**Material provided:**
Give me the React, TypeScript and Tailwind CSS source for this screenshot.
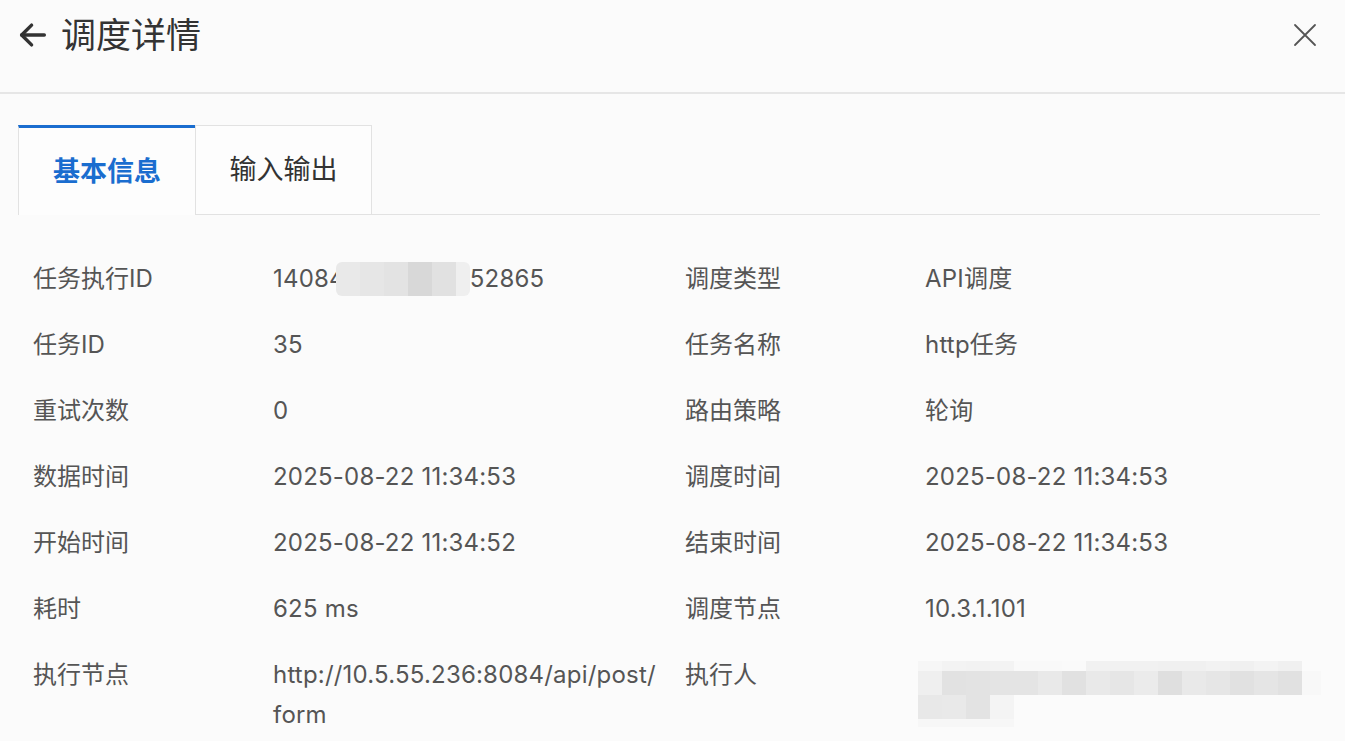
import { ReactNode } from "react";

const font = {
  fontFamily: '"Inter", "Noto Sans CJK SC", sans-serif',
};

// mosaic tiles for the blurred ID
const idTiles = [
  "bg-[#e9e9e9]",
  "bg-[#e6e6e6]",
  "bg-[#e3e3e3]",
  "bg-[#d8d8d8]",
  "bg-[#e1e1e1]",
  "bg-[#efefef]",
];

const userTop = [
  "bg-[#f6f6f6]", "bg-[#f3f3f3]", "bg-[#f2f2f2]", "bg-[#f3f3f3]", "bg-[#f9f9f9]",
  "bg-[#f9f9f9]", "bg-[#fafafa]", "bg-[#f1f1f1]", "bg-[#f1f1f1]", "bg-[#f1f1f1]",
  "bg-[#f0f0f0]", "bg-[#f0f0f0]", "bg-[#f2f2f2]", "bg-[#f0f0f0]", "bg-[#f3f3f3]",
  "bg-[#f0f0f0]", "bg-[#fbfbfb]",
];
const userMid = [
  "bg-[#efefef]", "bg-[#e2e2e2]", "bg-[#e3e3e3]", "bg-[#e4e4e4]", "bg-[#e4e4e4]",
  "bg-[#e9e9e9]", "bg-[#e1e1e1]", "bg-[#e9e9e9]", "bg-[#e6e6e6]", "bg-[#ebebeb]",
  "bg-[#dfdfdf]", "bg-[#e9e9e9]", "bg-[#e6e6e6]", "bg-[#e1e1e1]", "bg-[#e5e5e5]",
  "bg-[#e1e1e1]", "bg-[#f8f8f8]",
];
const userLow = ["bg-[#e8e8e8]", "bg-[#e9e9e9]", "bg-[#e3e3e3]", "bg-[#f4f4f4]"];

function Row({ label, children }: { label: string; children: ReactNode }) {
  return (
    <>
      <div className="text-[#555]">{label}</div>
      <div className="text-[#555] pr-[20px] tracking-[0.2px]">{children}</div>
    </>
  );
}

export default function App() {
  return (
    <div
      className="w-full h-[741px] bg-[#fbfbfb] overflow-hidden text-[24px] leading-[40px]"
      style={font}
    >
      {/* header */}
      <div className="h-[94px] flex items-start justify-between pl-[16px] pr-[28px] pt-[13px] border-b-2 border-[#e6e6e6]">
        <div className="flex items-center gap-[11px] text-[#333]">
          <svg width="34" height="34" viewBox="0 0 24 24" fill="none" stroke="#333" strokeWidth="2.4" strokeLinecap="round" strokeLinejoin="round">
            <path d="M20 12H4" />
            <path d="M11 5l-7 7 7 7" />
          </svg>
          <span className="text-[35px] leading-[44px]">调度详情</span>
        </div>
        <svg className="mt-[10px]" width="24" height="24" viewBox="0 0 24 24" fill="none" stroke="#555" strokeWidth="1.8" strokeLinecap="round">
          <path d="M2 2l20 20M22 2L2 22" />
        </svg>
      </div>

      {/* tabs */}
      <div className="flex items-end ml-[18px] mr-[25px] mt-[31px]">
        <div className="w-[177px] h-[90px] flex items-center justify-center border-l border-[#e2e2e2] border-t-[3px] border-t-[#1a6dcf] bg-[#fdfdfd] text-[#1a6dcf] text-[27px] font-semibold">
          基本信息
        </div>
        <div className="w-[177px] h-[90px] flex items-center justify-center border border-[#e2e2e2] bg-[#fdfdfd] text-[#333] text-[27px]">
          输入输出
        </div>
        <div className="flex-1 border-b border-[#e2e2e2]" />
      </div>

      {/* details */}
      <div className="grid grid-cols-[240px_412px_240px_1fr] gap-y-[26px] pl-[33px] pr-[25px] pt-[44px]">
        <Row label="任务执行ID">
          <span className="inline-flex items-center">
            <span>14084</span>
            <span className="inline-flex h-[34px] -ml-[9px] rounded-[6px] overflow-hidden">
              {idTiles.map((c, i) => (
                <span key={i} className={`${c} ${i === 5 ? "w-[14px]" : "w-[24px]"} h-full`} />
              ))}
            </span>
            <span>52865</span>
          </span>
        </Row>
        <Row label="调度类型">API调度</Row>
        <Row label="任务ID">35</Row>
        <Row label="任务名称">http任务</Row>
        <Row label="重试次数">0</Row>
        <Row label="路由策略">轮询</Row>
        <Row label="数据时间">2025-08-22 11:34:53</Row>
        <Row label="调度时间">2025-08-22 11:34:53</Row>
        <Row label="开始时间">2025-08-22 11:34:52</Row>
        <Row label="结束时间">2025-08-22 11:34:53</Row>
        <Row label="耗时">625 ms</Row>
        <Row label="调度节点">10.3.1.101</Row>
        <Row label="执行节点">
          http://10.5.55.236:8084/api/post/<wbr />form
        </Row>
        <div className="text-[#555]">执行人</div>
        <div className="-ml-[7px]">
          <div className="flex flex-col mt-[6px]">
            <div className="flex">
              {userTop.map((c, i) => (
                <span key={i} className={`${c} ${i === 16 ? "w-[19px]" : "w-[24px]"} h-[10px]`} />
              ))}
            </div>
            <div className="flex">
              {userMid.map((c, i) => (
                <span key={i} className={`${c} ${i === 16 ? "w-[19px]" : "w-[24px]"} h-[24px]`} />
              ))}
            </div>
            <div className="flex">
              {userLow.map((c, i) => (
                <span key={i} className={`${c} w-[24px] h-[24px]`} />
              ))}
            </div>
            <div className="flex">
              {userLow.map((_, i) => (
                <span key={i} className="bg-[#f7f7f7] w-[24px] h-[8px]" />
              ))}
            </div>
          </div>
        </div>
      </div>
    </div>
  );
}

**What you are asked to do:** Write out the whole listing exactly, and drop the pictures.

**Solved exercise:**
Give me the React, TypeScript and Tailwind CSS source for this screenshot.
import { ReactNode } from "react";

const font = {
  fontFamily: '"Inter", "Noto Sans CJK SC", sans-serif',
};

// mosaic tiles for the blurred ID
const idTiles = [
  "bg-[#e9e9e9]",
  "bg-[#e6e6e6]",
  "bg-[#e3e3e3]",
  "bg-[#d8d8d8]",
  "bg-[#e1e1e1]",
  "bg-[#efefef]",
];

const userTop = [
  "bg-[#f6f6f6]", "bg-[#f3f3f3]", "bg-[#f2f2f2]", "bg-[#f3f3f3]", "bg-[#f9f9f9]",
  "bg-[#f9f9f9]", "bg-[#fafafa]", "bg-[#f1f1f1]", "bg-[#f1f1f1]", "bg-[#f1f1f1]",
  "bg-[#f0f0f0]", "bg-[#f0f0f0]", "bg-[#f2f2f2]", "bg-[#f0f0f0]", "bg-[#f3f3f3]",
  "bg-[#f0f0f0]", "bg-[#fbfbfb]",
];
const userMid = [
  "bg-[#efefef]", "bg-[#e2e2e2]", "bg-[#e3e3e3]", "bg-[#e4e4e4]", "bg-[#e4e4e4]",
  "bg-[#e9e9e9]", "bg-[#e1e1e1]", "bg-[#e9e9e9]", "bg-[#e6e6e6]", "bg-[#ebebeb]",
  "bg-[#dfdfdf]", "bg-[#e9e9e9]", "bg-[#e6e6e6]", "bg-[#e1e1e1]", "bg-[#e5e5e5]",
  "bg-[#e1e1e1]", "bg-[#f8f8f8]",
];
const userLow = ["bg-[#e8e8e8]", "bg-[#e9e9e9]", "bg-[#e3e3e3]", "bg-[#f4f4f4]"];

function Row({ label, children }: { label: string; children: ReactNode }) {
  return (
    <>
      <div className="text-[#555]">{label}</div>
      <div className="text-[#555] pr-[20px] tracking-[0.2px]">{children}</div>
    </>
  );
}

export default function App() {
  return (
    <div
      className="w-full h-[741px] bg-[#fbfbfb] overflow-hidden text-[24px] leading-[40px]"
      style={font}
    >
      {/* header */}
      <div className="h-[94px] flex items-start justify-between pl-[16px] pr-[28px] pt-[13px] border-b-2 border-[#e6e6e6]">
        <div className="flex items-center gap-[11px] text-[#333]">
          <svg width="34" height="34" viewBox="0 0 24 24" fill="none" stroke="#333" strokeWidth="2.4" strokeLinecap="round" strokeLinejoin="round">
            <path d="M20 12H4" />
            <path d="M11 5l-7 7 7 7" />
          </svg>
          <span className="text-[35px] leading-[44px]">调度详情</span>
        </div>
        <svg className="mt-[10px]" width="24" height="24" viewBox="0 0 24 24" fill="none" stroke="#555" strokeWidth="1.8" strokeLinecap="round">
          <path d="M2 2l20 20M22 2L2 22" />
        </svg>
      </div>

      {/* tabs */}
      <div className="flex items-end ml-[18px] mr-[25px] mt-[31px]">
        <div className="w-[177px] h-[90px] flex items-center justify-center border-l border-[#e2e2e2] border-t-[3px] border-t-[#1a6dcf] bg-[#fdfdfd] text-[#1a6dcf] text-[27px] font-semibold">
          基本信息
        </div>
        <div className="w-[177px] h-[90px] flex items-center justify-center border border-[#e2e2e2] bg-[#fdfdfd] text-[#333] text-[27px]">
          输入输出
        </div>
        <div className="flex-1 border-b border-[#e2e2e2]" />
      </div>

      {/* details */}
      <div className="grid grid-cols-[240px_412px_240px_1fr] gap-y-[26px] pl-[33px] pr-[25px] pt-[44px]">
        <Row label="任务执行ID">
          <span className="inline-flex items-center">
            <span>14084</span>
            <span className="inline-flex h-[34px] -ml-[9px] rounded-[6px] overflow-hidden">
              {idTiles.map((c, i) => (
                <span key={i} className={`${c} ${i === 5 ? "w-[14px]" : "w-[24px]"} h-full`} />
              ))}
            </span>
            <span>52865</span>
          </span>
        </Row>
        <Row label="调度类型">API调度</Row>
        <Row label="任务ID">35</Row>
        <Row label="任务名称">http任务</Row>
        <Row label="重试次数">0</Row>
        <Row label="路由策略">轮询</Row>
        <Row label="数据时间">2025-08-22 11:34:53</Row>
        <Row label="调度时间">2025-08-22 11:34:53</Row>
        <Row label="开始时间">2025-08-22 11:34:52</Row>
        <Row label="结束时间">2025-08-22 11:34:53</Row>
        <Row label="耗时">625 ms</Row>
        <Row label="调度节点">10.3.1.101</Row>
        <Row label="执行节点">
          http://10.5.55.236:8084/api/post/<wbr />form
        </Row>
        <div className="text-[#555]">执行人</div>
        <div className="-ml-[7px]">
          <div className="flex flex-col mt-[6px]">
            <div className="flex">
              {userTop.map((c, i) => (
                <span key={i} className={`${c} ${i === 16 ? "w-[19px]" : "w-[24px]"} h-[10px]`} />
              ))}
            </div>
            <div className="flex">
              {userMid.map((c, i) => (
                <span key={i} className={`${c} ${i === 16 ? "w-[19px]" : "w-[24px]"} h-[24px]`} />
              ))}
            </div>
            <div className="flex">
              {userLow.map((c, i) => (
                <span key={i} className={`${c} w-[24px] h-[24px]`} />
              ))}
            </div>
            <div className="flex">
              {userLow.map((_, i) => (
                <span key={i} className="bg-[#f7f7f7] w-[24px] h-[8px]" />
              ))}
            </div>
          </div>
        </div>
      </div>
    </div>
  );
}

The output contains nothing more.